Dickinson received his Ph.D. in meteorology at the
Massachusetts Institute of Technology in 1966. He is presently
Professor at the Georgia Institute of Technology in Atlanta. He was
Professor and Regents Professor at the University of Arizona from
1990-1999 and a member of the National Center for
Atmospheric Research from 1968-1990, where he became Deputy Director of the Climate
and Global Dynamics Division in 1981.
Dickinson has played a key role in the
understanding of the general circulation of the atmosphere and in
establishing the influence of vegetation on climate dynamics. He has
published major papers, alone and in collaboration, on land surface
processes, tropical deforestation, use of satellite data for climate
models, surface hydrology, climate variability and anthropogenic
climate change.
Dickinson has been active in committees and
working groups of the US National Research Council, the
International Geosphere-Biosphere Programme, the World Climate
Research Programme and the Intergovernmental Panel on Climate
Change.

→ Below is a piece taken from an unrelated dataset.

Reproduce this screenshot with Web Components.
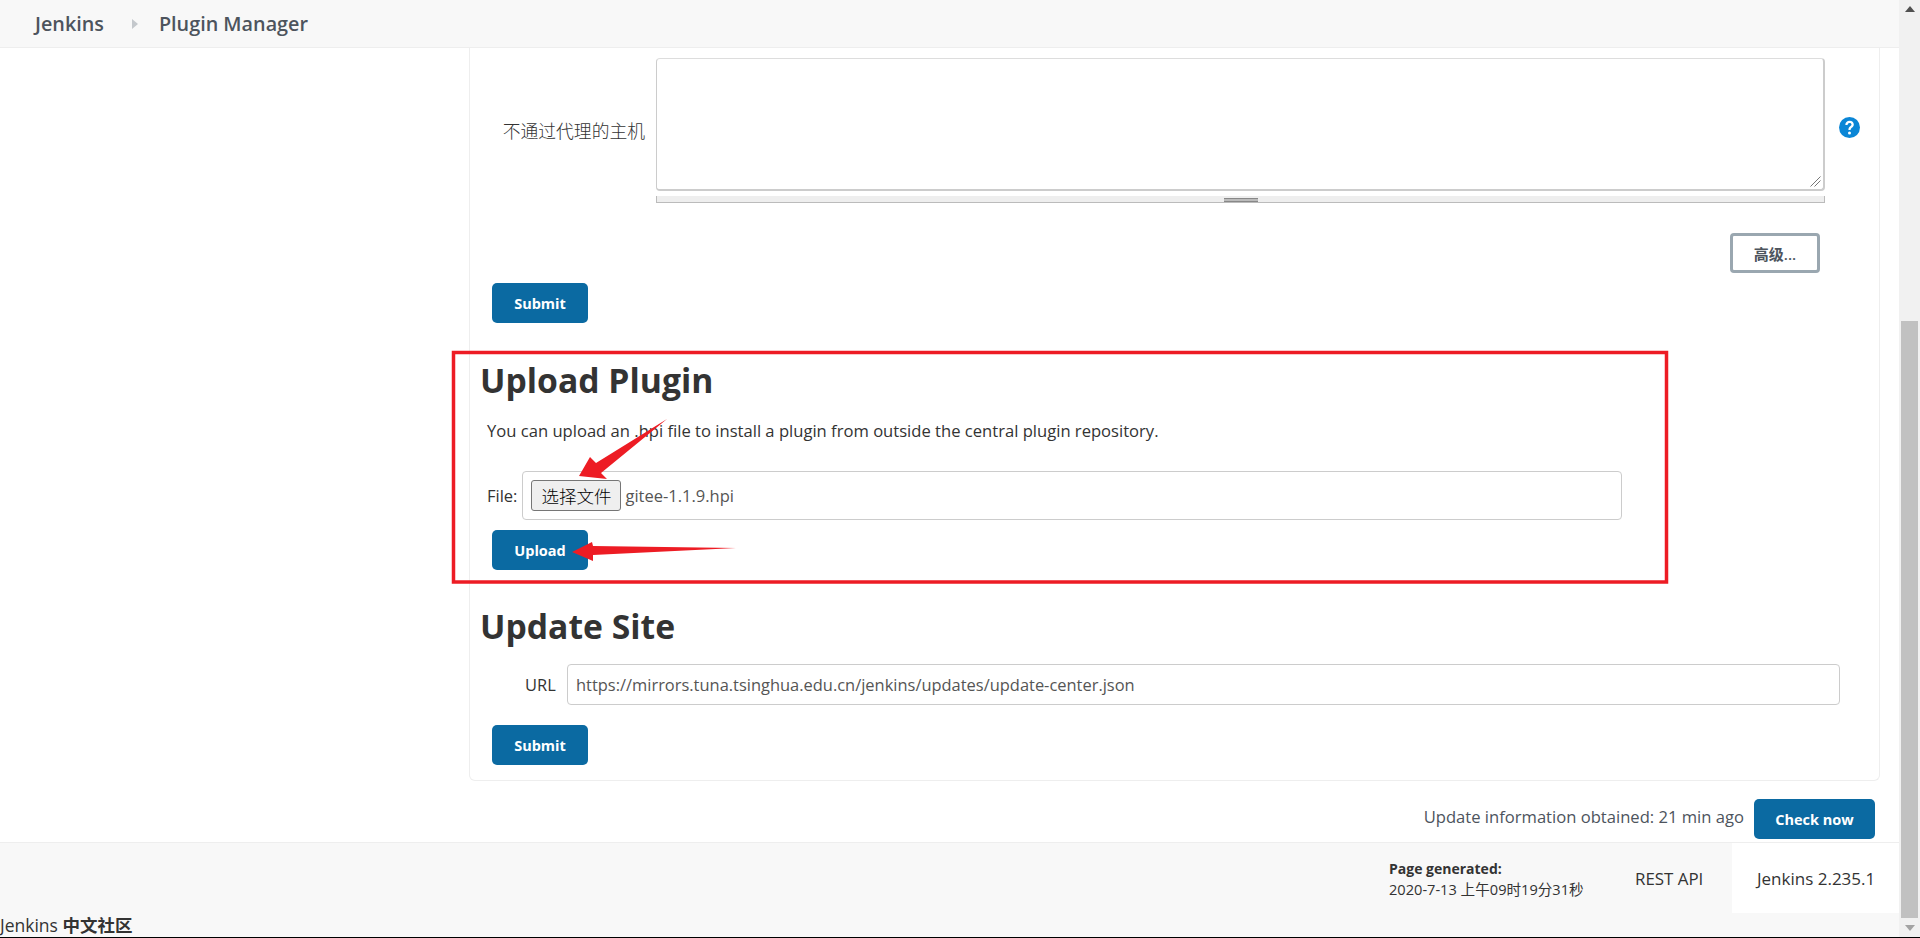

He is presently co-chair of the Global Climate Project, of the
Steering Scientific Committees of the US CLIVAR programme and of its
Pan American panel. He was elected member of the US National Academy
of Sciences in 1988 and of the US National Academy of Engineering in
2002. He has received several honors, in particular the G. Ungen
Vetlesen Prize awarded by Columbia University, the Roger Revelle
Medal of the AGU and the Rossby Award of the American Meteorological
Society. He is president of the AGU for 2002-2003.